• **Goal**:
All of the data should be repeated exactly; pictures are not part of the copy.

========================

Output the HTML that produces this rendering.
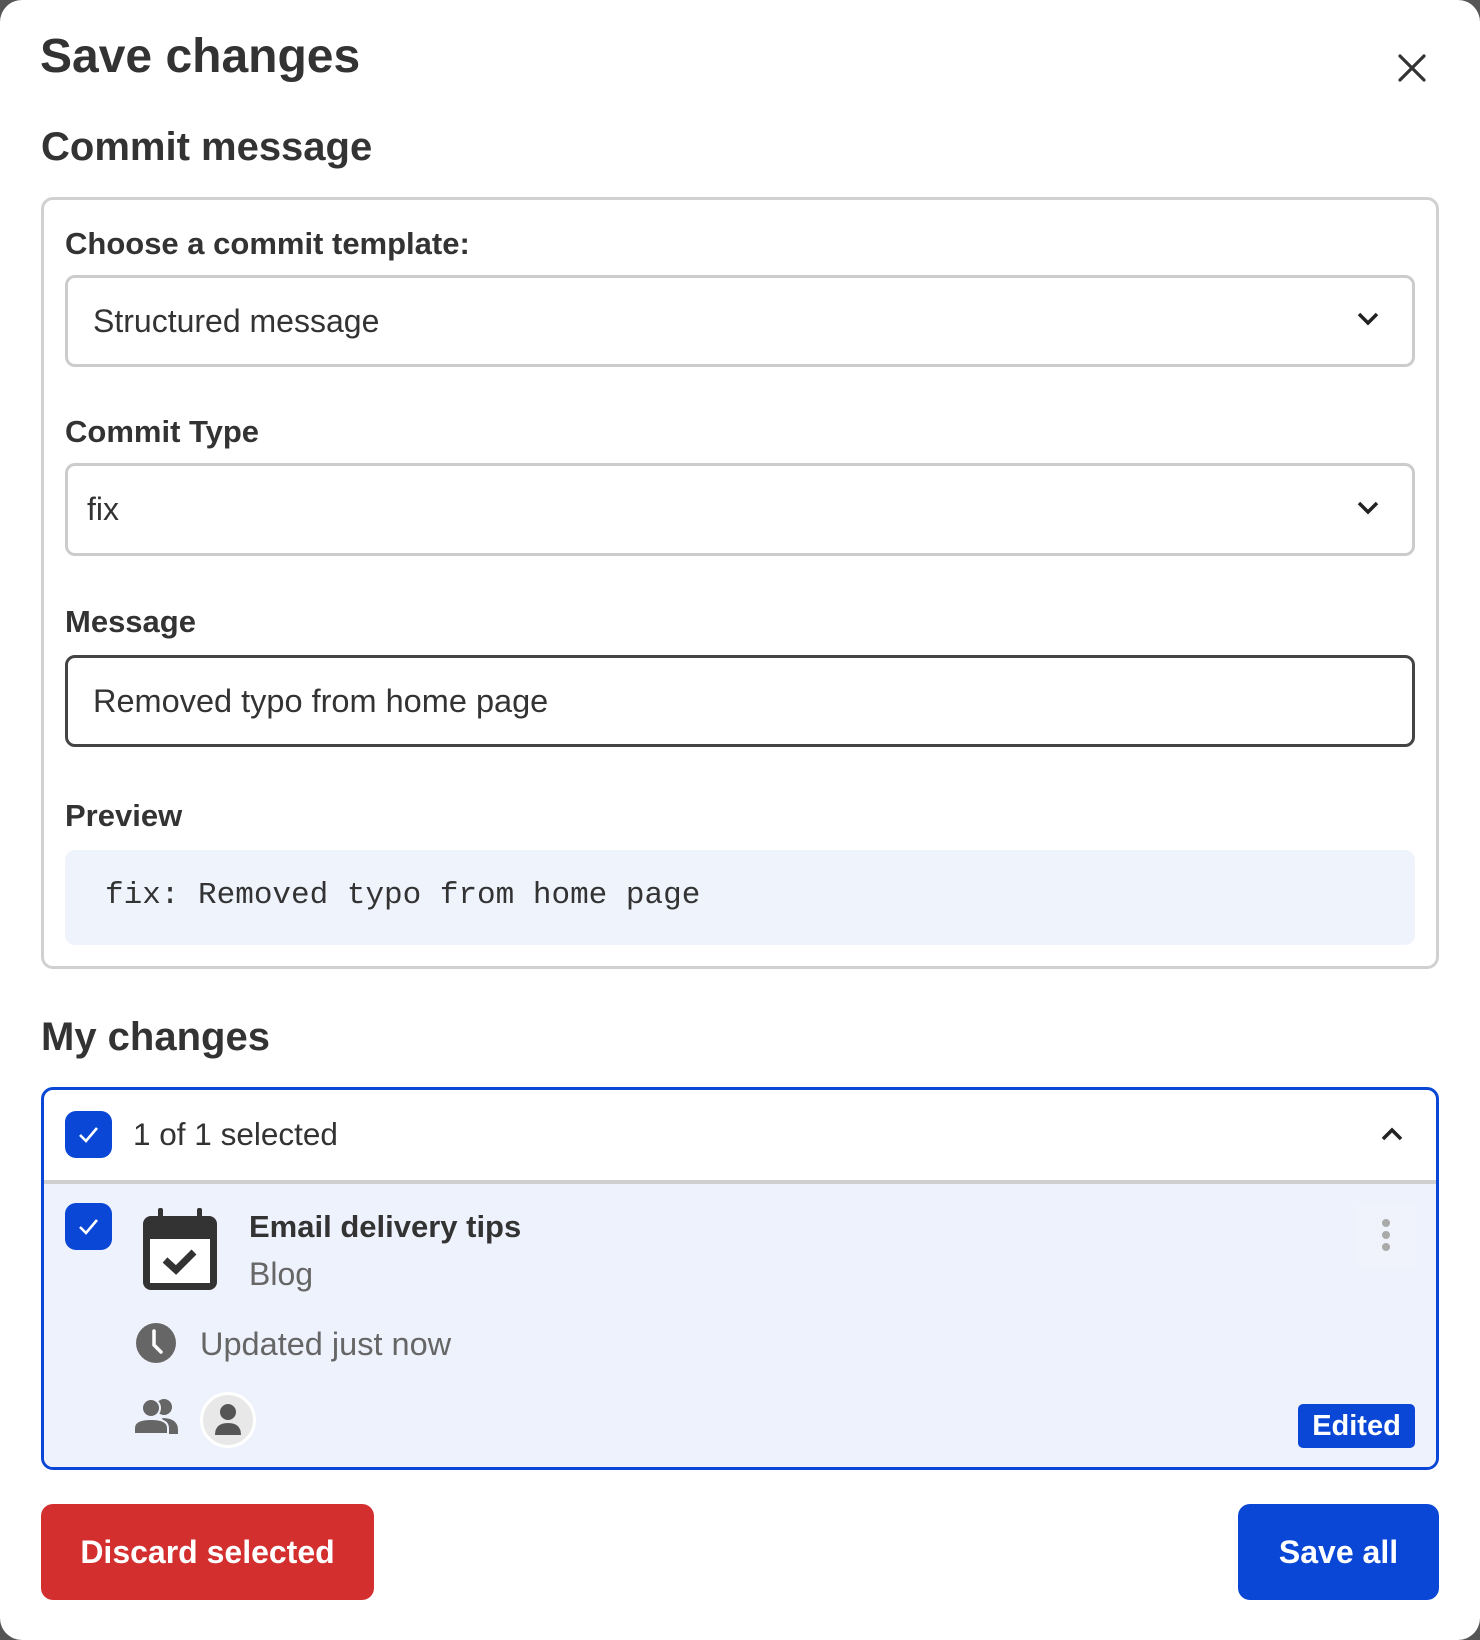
<!DOCTYPE html>
<html><head><meta charset="utf-8"><style>
*{box-sizing:border-box;margin:0;padding:0}
html,body{width:1480px;height:1640px;overflow:hidden;background:#555}
body{font-family:"Liberation Sans",sans-serif;color:#333}
#m{position:absolute;left:0;top:0;width:1480px;height:1640px;background:#fff;border-radius:22px}
.a{position:absolute;white-space:nowrap}
.h1{font-size:48px;font-weight:bold;color:#333}
.h2{font-size:40px;font-weight:bold;color:#333}
.lb{font-size:31px;font-weight:bold;color:#333}
.box{position:absolute;border-radius:12px}
.sel{position:absolute;left:65px;width:1350px;height:92px;border:3px solid #ccc;border-radius:10px;font-size:32px;line-height:86px;color:#333}
.cb{position:absolute;width:47px;height:47px;background:#0a47d6;border-radius:11px}
</style></head><body><div id="m">
<div class="a h1" style="left:40px;top:29px">Save changes</div>
<svg class="a" style="left:1398px;top:54px" width="28" height="28" viewBox="0 0 28 28"><path d="M2 2L26 26M26 2L2 26" stroke="#333" stroke-width="3.2" stroke-linecap="round"/></svg>
<div class="a h2" style="left:41px;top:125px">Commit message</div>
<div class="box" style="left:41px;top:197px;width:1398px;height:772px;border:3px solid #d0d0d0"></div>
<div class="a lb" style="left:65px;top:226px">Choose a commit template:</div>
<div class="sel" style="top:275px;padding-left:25px">Structured message</div>
<svg class="a" style="left:1356px;top:311px" width="24" height="16" viewBox="0 0 24 16"><path d="M3 3L12 12L21 3" fill="none" stroke="#222" stroke-width="3.5"/></svg>
<div class="a lb" style="left:65px;top:414px">Commit Type</div>
<div class="sel" style="top:463px;height:93px;padding-left:19px">fix</div>
<svg class="a" style="left:1356px;top:500px" width="24" height="16" viewBox="0 0 24 16"><path d="M3 3L12 12L21 3" fill="none" stroke="#222" stroke-width="3.5"/></svg>
<div class="a lb" style="left:65px;top:604px">Message</div>
<div class="sel" style="top:655px;border-color:#444;padding-left:25px;font-size:32.5px">Removed typo from home page</div>
<div class="a lb" style="left:65px;top:798px">Preview</div>
<div class="box" style="left:65px;top:850px;width:1350px;height:95px;background:#eef3fc;border-radius:10px"></div>
<div class="a" style="left:105px;top:878px;font-family:'Liberation Mono',monospace;font-size:31px;color:#333">fix: Removed typo from home page</div>
<div class="a h2" style="left:41px;top:1015px">My changes</div>
<div class="box" style="left:41px;top:1087px;width:1398px;height:383px;border:3px solid #0a47d6;overflow:hidden">
 <div style="position:absolute;left:0;top:90px;width:100%;height:4px;background:#cfcfcf"></div>
 <div style="position:absolute;left:0;top:94px;width:100%;height:300px;background:#eef2fc"></div>
</div>
<div class="cb" style="left:65px;top:1111px"></div>
<svg class="a" style="left:65px;top:1111px" width="47" height="47" viewBox="0 0 47 47"><path d="M15 24L21 30L32 17" fill="none" stroke="#fff" stroke-width="2.6"/></svg>
<div class="a" style="left:133px;top:1116px;font-size:31.5px;color:#333">1 of 1 selected</div>
<svg class="a" style="left:1380px;top:1126px" width="24" height="16" viewBox="0 0 24 16"><path d="M3 13L12 4L21 13" fill="none" stroke="#222" stroke-width="3.5"/></svg>
<div class="cb" style="left:65px;top:1203px"></div>
<svg class="a" style="left:65px;top:1203px" width="47" height="47" viewBox="0 0 47 47"><path d="M15 24L21 30L32 17" fill="none" stroke="#fff" stroke-width="2.6"/></svg>
<svg class="a" style="left:143px;top:1208px" width="74" height="84" viewBox="0 0 74 84"><rect x="15" y="0" width="5" height="14" rx="2" fill="#333"/><rect x="54" y="0" width="5" height="14" rx="2" fill="#333"/><rect x="0" y="8" width="74" height="74" rx="8" fill="#333"/><rect x="7" y="31" width="60" height="44" fill="#fff"/><path d="M22 52L33 62L51 44" fill="none" stroke="#333" stroke-width="7"/></svg>
<div class="a" style="left:249px;top:1209px;font-size:31px;font-weight:bold;color:#333">Email delivery tips</div>
<div class="a" style="left:249px;top:1256px;font-size:32px;color:#666">Blog</div>
<div class="a" style="left:1355px;top:1202px;width:62px;height:66px;background:#f0f3fc;border-radius:8px"></div>
<svg class="a" style="left:1380px;top:1218px" width="12" height="36" viewBox="0 0 12 36"><circle cx="6" cy="5" r="4" fill="#aaa"/><circle cx="6" cy="17" r="4" fill="#aaa"/><circle cx="6" cy="29" r="4" fill="#aaa"/></svg>
<svg class="a" style="left:135px;top:1322px" width="42" height="42" viewBox="0 0 42 42"><circle cx="21" cy="21" r="20" fill="#666"/><path d="M19 9V23L26 30" fill="none" stroke="#fff" stroke-width="3.5" stroke-linecap="round"/></svg>
<div class="a" style="left:200px;top:1326px;font-size:32.5px;color:#666">Updated just now</div>
<svg class="a" style="left:134px;top:1398px" width="46" height="36" viewBox="0 0 46 36"><circle cx="30" cy="9" r="8" fill="#666"/><path d="M28 20Q44 20 44 32V36H30V30Q30 24 28 20Z" fill="#666"/><circle cx="17" cy="10" r="9" fill="#666" stroke="#eef2fc" stroke-width="2"/><path d="M0 36V30Q0 21 17 21Q34 21 34 30V36Z" fill="#666" stroke="#eef2fc" stroke-width="2"/></svg>
<div class="a" style="left:200px;top:1392px;width:56px;height:56px;border-radius:50%;background:#e8e8e8;border:3px solid #fff"></div>
<svg class="a" style="left:210px;top:1401px" width="36" height="38" viewBox="0 0 36 38"><circle cx="18" cy="11" r="8" fill="#555"/><path d="M5 34Q5 22 18 22Q31 22 31 34Z" fill="#555"/></svg>
<div class="a" style="left:1298px;top:1404px;width:117px;height:44px;background:#0a47d6;border-radius:5px;color:#fff;font-size:29px;font-weight:bold;text-align:center;line-height:44px">Edited</div>
<div class="a" style="left:41px;top:1504px;width:333px;height:96px;background:#d32f2f;border-radius:12px;color:#fff;font-size:32px;font-weight:bold;text-align:center;line-height:96px">Discard selected</div>
<div class="a" style="left:1238px;top:1504px;width:201px;height:96px;background:#0a47d6;border-radius:12px;color:#fff;font-size:32px;font-weight:bold;text-align:center;line-height:96px">Save all</div>
</div></body></html>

========================

• **Reply to the exercise**:
Output the HTML that produces this rendering.
<!DOCTYPE html>
<html><head><meta charset="utf-8"><style>
*{box-sizing:border-box;margin:0;padding:0}
html,body{width:1480px;height:1640px;overflow:hidden;background:#555}
body{font-family:"Liberation Sans",sans-serif;color:#333}
#m{position:absolute;left:0;top:0;width:1480px;height:1640px;background:#fff;border-radius:22px}
.a{position:absolute;white-space:nowrap}
.h1{font-size:48px;font-weight:bold;color:#333}
.h2{font-size:40px;font-weight:bold;color:#333}
.lb{font-size:31px;font-weight:bold;color:#333}
.box{position:absolute;border-radius:12px}
.sel{position:absolute;left:65px;width:1350px;height:92px;border:3px solid #ccc;border-radius:10px;font-size:32px;line-height:86px;color:#333}
.cb{position:absolute;width:47px;height:47px;background:#0a47d6;border-radius:11px}
</style></head><body><div id="m">
<div class="a h1" style="left:40px;top:29px">Save changes</div>
<svg class="a" style="left:1398px;top:54px" width="28" height="28" viewBox="0 0 28 28"><path d="M2 2L26 26M26 2L2 26" stroke="#333" stroke-width="3.2" stroke-linecap="round"/></svg>
<div class="a h2" style="left:41px;top:125px">Commit message</div>
<div class="box" style="left:41px;top:197px;width:1398px;height:772px;border:3px solid #d0d0d0"></div>
<div class="a lb" style="left:65px;top:226px">Choose a commit template:</div>
<div class="sel" style="top:275px;padding-left:25px">Structured message</div>
<svg class="a" style="left:1356px;top:311px" width="24" height="16" viewBox="0 0 24 16"><path d="M3 3L12 12L21 3" fill="none" stroke="#222" stroke-width="3.5"/></svg>
<div class="a lb" style="left:65px;top:414px">Commit Type</div>
<div class="sel" style="top:463px;height:93px;padding-left:19px">fix</div>
<svg class="a" style="left:1356px;top:500px" width="24" height="16" viewBox="0 0 24 16"><path d="M3 3L12 12L21 3" fill="none" stroke="#222" stroke-width="3.5"/></svg>
<div class="a lb" style="left:65px;top:604px">Message</div>
<div class="sel" style="top:655px;border-color:#444;padding-left:25px;font-size:32.5px">Removed typo from home page</div>
<div class="a lb" style="left:65px;top:798px">Preview</div>
<div class="box" style="left:65px;top:850px;width:1350px;height:95px;background:#eef3fc;border-radius:10px"></div>
<div class="a" style="left:105px;top:878px;font-family:'Liberation Mono',monospace;font-size:31px;color:#333">fix: Removed typo from home page</div>
<div class="a h2" style="left:41px;top:1015px">My changes</div>
<div class="box" style="left:41px;top:1087px;width:1398px;height:383px;border:3px solid #0a47d6;overflow:hidden">
 <div style="position:absolute;left:0;top:90px;width:100%;height:4px;background:#cfcfcf"></div>
 <div style="position:absolute;left:0;top:94px;width:100%;height:300px;background:#eef2fc"></div>
</div>
<div class="cb" style="left:65px;top:1111px"></div>
<svg class="a" style="left:65px;top:1111px" width="47" height="47" viewBox="0 0 47 47"><path d="M15 24L21 30L32 17" fill="none" stroke="#fff" stroke-width="2.6"/></svg>
<div class="a" style="left:133px;top:1116px;font-size:31.5px;color:#333">1 of 1 selected</div>
<svg class="a" style="left:1380px;top:1126px" width="24" height="16" viewBox="0 0 24 16"><path d="M3 13L12 4L21 13" fill="none" stroke="#222" stroke-width="3.5"/></svg>
<div class="cb" style="left:65px;top:1203px"></div>
<svg class="a" style="left:65px;top:1203px" width="47" height="47" viewBox="0 0 47 47"><path d="M15 24L21 30L32 17" fill="none" stroke="#fff" stroke-width="2.6"/></svg>
<svg class="a" style="left:143px;top:1208px" width="74" height="84" viewBox="0 0 74 84"><rect x="15" y="0" width="5" height="14" rx="2" fill="#333"/><rect x="54" y="0" width="5" height="14" rx="2" fill="#333"/><rect x="0" y="8" width="74" height="74" rx="8" fill="#333"/><rect x="7" y="31" width="60" height="44" fill="#fff"/><path d="M22 52L33 62L51 44" fill="none" stroke="#333" stroke-width="7"/></svg>
<div class="a" style="left:249px;top:1209px;font-size:31px;font-weight:bold;color:#333">Email delivery tips</div>
<div class="a" style="left:249px;top:1256px;font-size:32px;color:#666">Blog</div>
<div class="a" style="left:1355px;top:1202px;width:62px;height:66px;background:#f0f3fc;border-radius:8px"></div>
<svg class="a" style="left:1380px;top:1218px" width="12" height="36" viewBox="0 0 12 36"><circle cx="6" cy="5" r="4" fill="#aaa"/><circle cx="6" cy="17" r="4" fill="#aaa"/><circle cx="6" cy="29" r="4" fill="#aaa"/></svg>
<svg class="a" style="left:135px;top:1322px" width="42" height="42" viewBox="0 0 42 42"><circle cx="21" cy="21" r="20" fill="#666"/><path d="M19 9V23L26 30" fill="none" stroke="#fff" stroke-width="3.5" stroke-linecap="round"/></svg>
<div class="a" style="left:200px;top:1326px;font-size:32.5px;color:#666">Updated just now</div>
<svg class="a" style="left:134px;top:1398px" width="46" height="36" viewBox="0 0 46 36"><circle cx="30" cy="9" r="8" fill="#666"/><path d="M28 20Q44 20 44 32V36H30V30Q30 24 28 20Z" fill="#666"/><circle cx="17" cy="10" r="9" fill="#666" stroke="#eef2fc" stroke-width="2"/><path d="M0 36V30Q0 21 17 21Q34 21 34 30V36Z" fill="#666" stroke="#eef2fc" stroke-width="2"/></svg>
<div class="a" style="left:200px;top:1392px;width:56px;height:56px;border-radius:50%;background:#e8e8e8;border:3px solid #fff"></div>
<svg class="a" style="left:210px;top:1401px" width="36" height="38" viewBox="0 0 36 38"><circle cx="18" cy="11" r="8" fill="#555"/><path d="M5 34Q5 22 18 22Q31 22 31 34Z" fill="#555"/></svg>
<div class="a" style="left:1298px;top:1404px;width:117px;height:44px;background:#0a47d6;border-radius:5px;color:#fff;font-size:29px;font-weight:bold;text-align:center;line-height:44px">Edited</div>
<div class="a" style="left:41px;top:1504px;width:333px;height:96px;background:#d32f2f;border-radius:12px;color:#fff;font-size:32px;font-weight:bold;text-align:center;line-height:96px">Discard selected</div>
<div class="a" style="left:1238px;top:1504px;width:201px;height:96px;background:#0a47d6;border-radius:12px;color:#fff;font-size:32px;font-weight:bold;text-align:center;line-height:96px">Save all</div>
</div></body></html>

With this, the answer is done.